Posted by: Art Durkee | 09 November 2007 at 04:55
Thank you, all. Bill, I am glad I was not reduced to a kidnap plot against Mena Trott in exchange for Peterona. Peter, Typepad (Six Apart) is Californian through and through (hence imaginitive spelling of Kimberlie, presumably). If it were a UK company I would be dealing with customer services based in India (as one has to do with Amazon UK, not sure if you do for Amazon US). Typepad does actually have a responsive and usually helpful customer services system, unlike Blogger.
Thanks again, all. I was far too scared to get into my own domain, etc, though I know I should really do it.
Posted by: Maxine | 09 November 2007 at 08:51
Glad you survived to blog another day - the internet would have been much duller in your absence. I'm increasingly struck by the reluctance of large corporations - often including supposedly public service ones - to acknowledge any kind of responsibility for these matters. There's a kind of warped genius in their ability to imply that it must somehow have been the customer's fault all along...

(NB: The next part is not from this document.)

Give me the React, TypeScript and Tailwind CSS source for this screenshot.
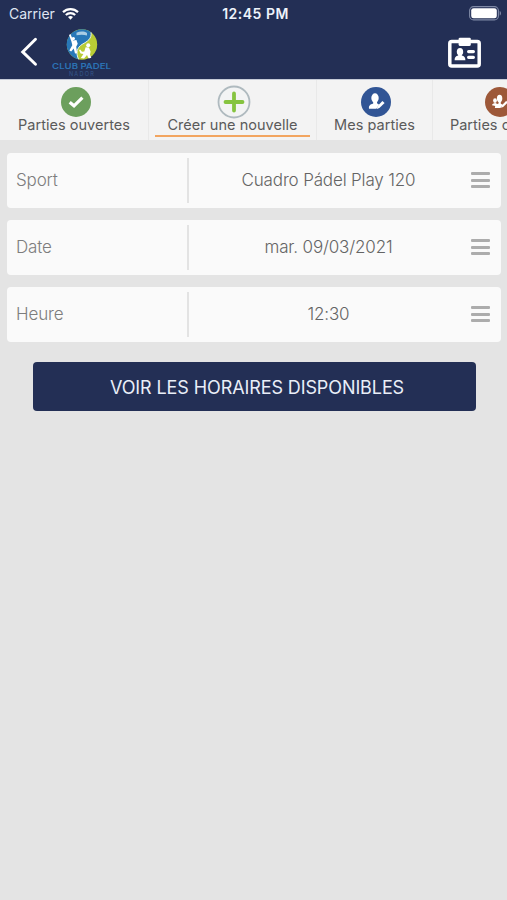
import type { ReactNode } from "react";

type Tab = {
  label: string;
  width: string;
  icon: ReactNode;
  active?: boolean;
};

function CheckBadge() {
  return (
    <svg width="30" height="30" viewBox="0 0 30 30" fill="none">
      <circle cx="15" cy="15" r="15" fill="#6c9f5d" />
      <path d="M8.700 15.200 13 18.800 21.400 10.600" stroke="#fff" strokeWidth="3.200" />
    </svg>
  );
}

function PlusBadge() {
  return (
    <svg width="34" height="34" viewBox="0 0 34 34" fill="none">
      <circle cx="17" cy="17" r="15.500" fill="#f3f4f4" stroke="#afbabf" strokeWidth="1.800" />
      <path d="M17 8.500v17M8.500 17h17" stroke="#86c440" strokeWidth="3.800" strokeLinecap="round" />
    </svg>
  );
}

function PlayerBadge() {
  return (
    <svg width="30" height="30" viewBox="0 0 30 30">
      <circle cx="15" cy="15" r="15" fill="#315595" />
      <ellipse cx="14" cy="11" rx="3.700" ry="4.700" fill="#fff" />
      <path d="M12.200 14h3.600l.4 2.600 1.800 1-2.600 4.200H8c-.4-3 .9-4.100 4.200-5.200z" fill="#fff" />
      <path d="m21.400 14 2.200 2-5.200 5-2.600 1 .8-2.900z" fill="#fff" />
    </svg>
  );
}

function GroupBadge() {
  return (
    <svg width="30" height="30" viewBox="0 0 30 30">
      <circle cx="15" cy="15" r="15" fill="#9d5839" />
      <ellipse cx="10" cy="13.600" rx="1.900" ry="2.300" fill="#fff" />
      <ellipse cx="14.600" cy="11.400" rx="2.700" ry="3.600" fill="#fff" />
      <path d="M7 18.200c.3-1.700 1.500-2 3.400-2.300l2 1.100 1.200-.4v-2.500h2.200v2.700l2 .9-2.400 3.200H10c-.2-1 0-1.300.3-2z" fill="#fff" />
      <path d="m21.300 13.800 1.700 1.600-4.800 4.600-2.200.8.700-2.400z" fill="#fff" />
    </svg>
  );
}

const tabs: Tab[] = [
  { label: "Parties ouvertes", width: "w-[149px]", icon: <CheckBadge /> },
  { label: "Créer une nouvelle", width: "w-[168px]", icon: <PlusBadge />, active: true },
  { label: "Mes parties", width: "w-[116px]", icon: <PlayerBadge /> },
  { label: "Parties closes", width: "w-[131px]", icon: <GroupBadge /> },
];

const fields = [
  { label: "Sport", value: "Cuadro Pádel Play 120" },
  { label: "Date", value: "mar. 09/03/2021" },
  { label: "Heure", value: "12:30" },
];

function StatusBar() {
  return (
    <div className="grid h-7 grid-cols-3 items-center pr-[5px] pl-[9px]">
      <div className="flex items-center gap-[7px] text-sm text-[#dfe5f2]">
        Carrier
        <svg className="mb-px" width="17" height="13" viewBox="0 0 17 13" fill="none" stroke="#fff">
          <path d="M1 5.100a10.700 10.700 0 0 1 15 0" strokeWidth="2.200" />
          <path d="M3.800 8a6.800 6.800 0 0 1 9.400 0" strokeWidth="2.100" />
          <path d="M6 10.100a3.600 3.600 0 0 1 5 0L8.500 12.700z" fill="#fff" stroke="none" />
        </svg>
      </div>
      <div className="text-center text-sm font-semibold tracking-[0.5px] text-[#eef3fb]">
        12:45 PM
      </div>
      <svg className="mb-[2px] justify-self-end" width="33" height="15" viewBox="0 0 33 15">
        <rect x=".6" y=".6" width="28.800" height="13.300" rx="4" fill="none" stroke="#7f89a6" strokeWidth="1.100" />
        <rect x="2.200" y="2.200" width="25.600" height="10.100" rx="2.400" fill="#fff" />
        <path d="M30.700 5c1.700.6 1.700 4 0 4.600z" fill="#7f89a6" />
      </svg>
    </div>
  );
}

function ClubLogo() {
  return (
    <div className="flex w-[60px] flex-col items-center pt-[1px]">
      <svg width="32" height="31" viewBox="0 0 32 31">
        <circle cx="16" cy="15.500" r="15.200" fill="#b8cc35" />
        <path d="M25 3.300A15.200 15.200 0 1 0 12.600 30.300C9.500 24 11 18.400 16.200 15.300 21.500 12.300 26 9.800 25 3.300z" fill="#2878b8" />
        <path d="M25 3.300c1 6.500-3.500 9-8.800 12-5.200 3.100-6.700 8.700-3.600 15" fill="none" stroke="#e8f2e8" strokeWidth="1" />
        <path d="M10.500 3.700c3.500-1.600 7.500-1.600 10.500.2v2.500c-3.500-1-7-1-10.500-.1z" fill="#a9cde4" />
        <circle cx="7.300" cy="9.600" r="1.700" fill="#fff" />
        <path d="m4.500 5 2.600 6.500 3.300-.5 1.300 3.800-1.500 3 1 6.500-2.200.3-1.300-5-2.500 3-1.900-1 3-5.300-.8-3.500L3 6z" fill="#fff" />
        <circle cx="22.200" cy="16.300" r="2" fill="#fff" />
        <path d="m19.600 18.300 3.300.2 1.700 4-.6 3.200 1.300 3-2.600.9-1.700-3.600-3 3.600-3.200-.5 2.600-4.200-2.800-.5-1.600-3.300 1.200-.6 1.800 2.200 2.300-.2z" fill="#fff" />
      </svg>
      <span className="mt-[2px] scale-x-[1.2] text-[8px] leading-[8px] font-semibold whitespace-nowrap text-[#2b72b4]">
        CLUB PADEL
      </span>
      <span className="mt-[1px] text-[5.500px] leading-[6px] tracking-[1.300px] text-[#36588c]">NADOR</span>
    </div>
  );
}

function NavBar() {
  return (
    <div className="flex items-start">
      <svg className="mt-[9px] ml-5" width="18" height="30" viewBox="0 0 18 30" fill="none">
        <path d="M15.500 2.200 2.700 14.900 15.500 27.200" stroke="#fff" strokeWidth="2.900" strokeLinecap="round" />
      </svg>
      <div className="ml-[14px]">
        <ClubLogo />
      </div>
      <svg className="mt-[9px] mr-[26px] ml-auto" width="33" height="31" viewBox="0 0 33 31">
        <rect x="1.800" y="4.600" width="29.400" height="24.300" rx="2" fill="none" stroke="#fff" strokeWidth="3.500" />
        <path d="M12 .8h9.600q1.200 0 1.200 1.200v5.400q0 1.600-1.600 1.600h-9q-1.600 0-1.600-1.600V2Q10.600.8 12 .8z" fill="#fff" />
        <ellipse cx="12" cy="14.700" rx="3.200" ry="3.800" fill="#fff" />
        <path d="M10.200 16.500h3.600v2.100c2.400.6 3.600 1.600 3.600 4.700H6.600c0-3.100 1.200-4.100 3.600-4.700z" fill="#fff" />
        <path d="M20.600 14.600h4.800M20.600 20.300h4.800" stroke="#fff" strokeWidth="3.200" strokeLinecap="round" />
      </svg>
    </div>
  );
}

function Tabs() {
  return (
    <nav className="flex h-[60px] overflow-hidden bg-[#f3f3f3]">
      {tabs.map((tab) => (
        <button
          key={tab.label}
          className={`flex shrink-0 flex-col items-center border-r border-[#e9e9e9] ${tab.width}`}
        >
          <span className="mt-[5px] flex h-[34px] items-center justify-center pl-[3px]">{tab.icon}</span>
          <span className="-mt-[2px] text-[14.500px] leading-[15px] tracking-[0.03px] whitespace-nowrap text-[#5a5a5a]">
            {tab.label}
          </span>
          {tab.active && <span className="mt-[3px] mr-px h-[2px] w-[155px] bg-[#f2a560]" />}
        </button>
      ))}
    </nav>
  );
}

function Field({ label, value }: { label: string; value: string }) {
  return (
    <button className="flex h-[55px] items-center rounded bg-[#fafafa] text-[17px] tracking-[-0.15px]">
      <span className="w-[180px] pt-[2px] pl-[9px] text-left font-light text-[#7d7d7d]">{label}</span>
      <span className="h-[45px] w-[2px] bg-[#e3e3e3]" />
      <span className="flex-1 pt-[1px] pr-[3px] text-center font-light text-[#646464]">{value}</span>
      <span className="mr-[11px] flex w-[19px] flex-col gap-[3.500px]">
        <span className="h-[3px] rounded-[1px] bg-[#acacac]" />
        <span className="h-[3px] rounded-[1px] bg-[#acacac]" />
        <span className="h-[3px] rounded-[1px] bg-[#acacac]" />
      </span>
    </button>
  );
}

export default function App() {
  return (
    <div className="flex min-h-screen w-full flex-col overflow-hidden bg-[#e4e4e4] font-['Inter',sans-serif]">
      <header className="h-[79px] bg-[#232f55]">
        <StatusBar />
        <NavBar />
      </header>
      <div className="h-px bg-[#c5cbd7]" />
      <Tabs />
      <main className="flex flex-col pt-[12.500px] pr-[6px] pl-[7px]">
        <div className="flex flex-col gap-3">
          {fields.map((field) => (
            <Field key={field.label} {...field} />
          ))}
        </div>
        <button className="mt-5 mr-[25px] ml-[26px] h-[49px] rounded bg-[#232f55] pt-[3px] pl-[5px] text-[18px] tracking-[-0.1px] text-[#e9eef8]">
          VOIR LES HORAIRES DISPONIBLES
        </button>
      </main>
    </div>
  );
}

Posted by: Michael Walters | 09 November 2007 at 09:41
Yes indeed, Michael. BT, my bank, Amazon, even the company I work for, seem to mean the opposite of "customer service" when it comes to customer service. My credit card company is so far exempt from this rule, as it is a John Lewis credit card, but I await with trepidation a decision from them to switch their phone system to a menu-based system outsourced to somewhere where one cannot converse with the people assigned to sort out the problem.
Posted by: Maxine | 09 November 2007 at 21:07
I have been caught in the hell of a menu-based phone system too many times to mention. I always hang up when the Muzak starts repeating itself.
By the way, I'm sure you've mentioned this before, but what motivated you to try Typepad in the first place? We use it for the newspaper blog at work, and, if you will pardon the use of the vernacular, it sucks.